### Problem to solve
Return the listing below verbatim. Pictures do not belong in the copy.

### Collected data

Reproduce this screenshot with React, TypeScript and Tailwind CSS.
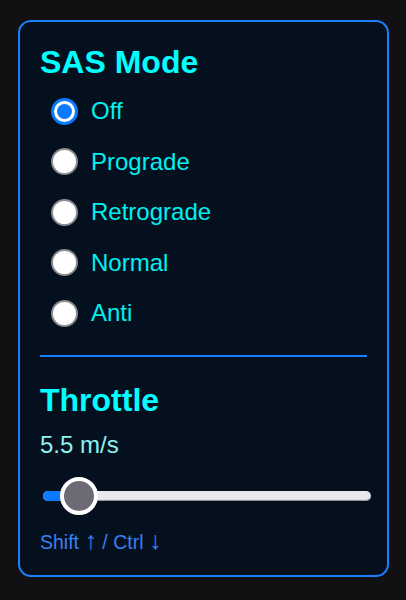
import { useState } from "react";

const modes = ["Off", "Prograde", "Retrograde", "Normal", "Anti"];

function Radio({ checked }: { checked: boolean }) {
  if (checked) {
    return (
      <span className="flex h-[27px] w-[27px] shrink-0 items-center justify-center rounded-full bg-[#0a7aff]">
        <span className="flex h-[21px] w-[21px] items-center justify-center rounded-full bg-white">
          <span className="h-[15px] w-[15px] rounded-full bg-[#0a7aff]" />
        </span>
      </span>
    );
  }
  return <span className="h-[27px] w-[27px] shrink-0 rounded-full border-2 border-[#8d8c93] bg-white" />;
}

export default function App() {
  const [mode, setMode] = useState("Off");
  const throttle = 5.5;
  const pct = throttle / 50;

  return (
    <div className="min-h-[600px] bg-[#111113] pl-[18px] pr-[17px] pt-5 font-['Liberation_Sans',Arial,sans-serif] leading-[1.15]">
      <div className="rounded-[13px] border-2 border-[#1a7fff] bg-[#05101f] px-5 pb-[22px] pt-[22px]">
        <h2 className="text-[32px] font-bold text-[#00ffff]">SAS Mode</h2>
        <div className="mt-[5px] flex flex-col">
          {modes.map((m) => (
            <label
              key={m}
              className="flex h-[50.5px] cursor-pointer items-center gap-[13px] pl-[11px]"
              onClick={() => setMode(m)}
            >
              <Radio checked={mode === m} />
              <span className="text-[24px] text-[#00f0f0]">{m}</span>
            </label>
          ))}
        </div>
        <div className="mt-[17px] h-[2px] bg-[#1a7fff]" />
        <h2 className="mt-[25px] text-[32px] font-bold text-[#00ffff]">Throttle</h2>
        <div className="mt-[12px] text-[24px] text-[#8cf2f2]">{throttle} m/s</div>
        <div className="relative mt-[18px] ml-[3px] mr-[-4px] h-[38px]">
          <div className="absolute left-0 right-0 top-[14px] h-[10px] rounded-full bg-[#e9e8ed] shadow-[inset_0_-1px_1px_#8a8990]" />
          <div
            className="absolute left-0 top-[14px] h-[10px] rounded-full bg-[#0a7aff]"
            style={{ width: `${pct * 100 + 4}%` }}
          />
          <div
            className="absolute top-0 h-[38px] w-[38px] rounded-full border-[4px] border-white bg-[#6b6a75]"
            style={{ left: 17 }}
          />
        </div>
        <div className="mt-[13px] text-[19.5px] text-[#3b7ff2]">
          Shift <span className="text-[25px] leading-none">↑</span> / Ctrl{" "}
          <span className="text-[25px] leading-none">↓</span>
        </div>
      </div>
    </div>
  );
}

### Written reply
Reproduce this screenshot with React, TypeScript and Tailwind CSS.
import { useState } from "react";

const modes = ["Off", "Prograde", "Retrograde", "Normal", "Anti"];

function Radio({ checked }: { checked: boolean }) {
  if (checked) {
    return (
      <span className="flex h-[27px] w-[27px] shrink-0 items-center justify-center rounded-full bg-[#0a7aff]">
        <span className="flex h-[21px] w-[21px] items-center justify-center rounded-full bg-white">
          <span className="h-[15px] w-[15px] rounded-full bg-[#0a7aff]" />
        </span>
      </span>
    );
  }
  return <span className="h-[27px] w-[27px] shrink-0 rounded-full border-2 border-[#8d8c93] bg-white" />;
}

export default function App() {
  const [mode, setMode] = useState("Off");
  const throttle = 5.5;
  const pct = throttle / 50;

  return (
    <div className="min-h-[600px] bg-[#111113] pl-[18px] pr-[17px] pt-5 font-['Liberation_Sans',Arial,sans-serif] leading-[1.15]">
      <div className="rounded-[13px] border-2 border-[#1a7fff] bg-[#05101f] px-5 pb-[22px] pt-[22px]">
        <h2 className="text-[32px] font-bold text-[#00ffff]">SAS Mode</h2>
        <div className="mt-[5px] flex flex-col">
          {modes.map((m) => (
            <label
              key={m}
              className="flex h-[50.5px] cursor-pointer items-center gap-[13px] pl-[11px]"
              onClick={() => setMode(m)}
            >
              <Radio checked={mode === m} />
              <span className="text-[24px] text-[#00f0f0]">{m}</span>
            </label>
          ))}
        </div>
        <div className="mt-[17px] h-[2px] bg-[#1a7fff]" />
        <h2 className="mt-[25px] text-[32px] font-bold text-[#00ffff]">Throttle</h2>
        <div className="mt-[12px] text-[24px] text-[#8cf2f2]">{throttle} m/s</div>
        <div className="relative mt-[18px] ml-[3px] mr-[-4px] h-[38px]">
          <div className="absolute left-0 right-0 top-[14px] h-[10px] rounded-full bg-[#e9e8ed] shadow-[inset_0_-1px_1px_#8a8990]" />
          <div
            className="absolute left-0 top-[14px] h-[10px] rounded-full bg-[#0a7aff]"
            style={{ width: `${pct * 100 + 4}%` }}
          />
          <div
            className="absolute top-0 h-[38px] w-[38px] rounded-full border-[4px] border-white bg-[#6b6a75]"
            style={{ left: 17 }}
          />
        </div>
        <div className="mt-[13px] text-[19.5px] text-[#3b7ff2]">
          Shift <span className="text-[25px] leading-none">↑</span> / Ctrl{" "}
          <span className="text-[25px] leading-none">↓</span>
        </div>
      </div>
    </div>
  );
}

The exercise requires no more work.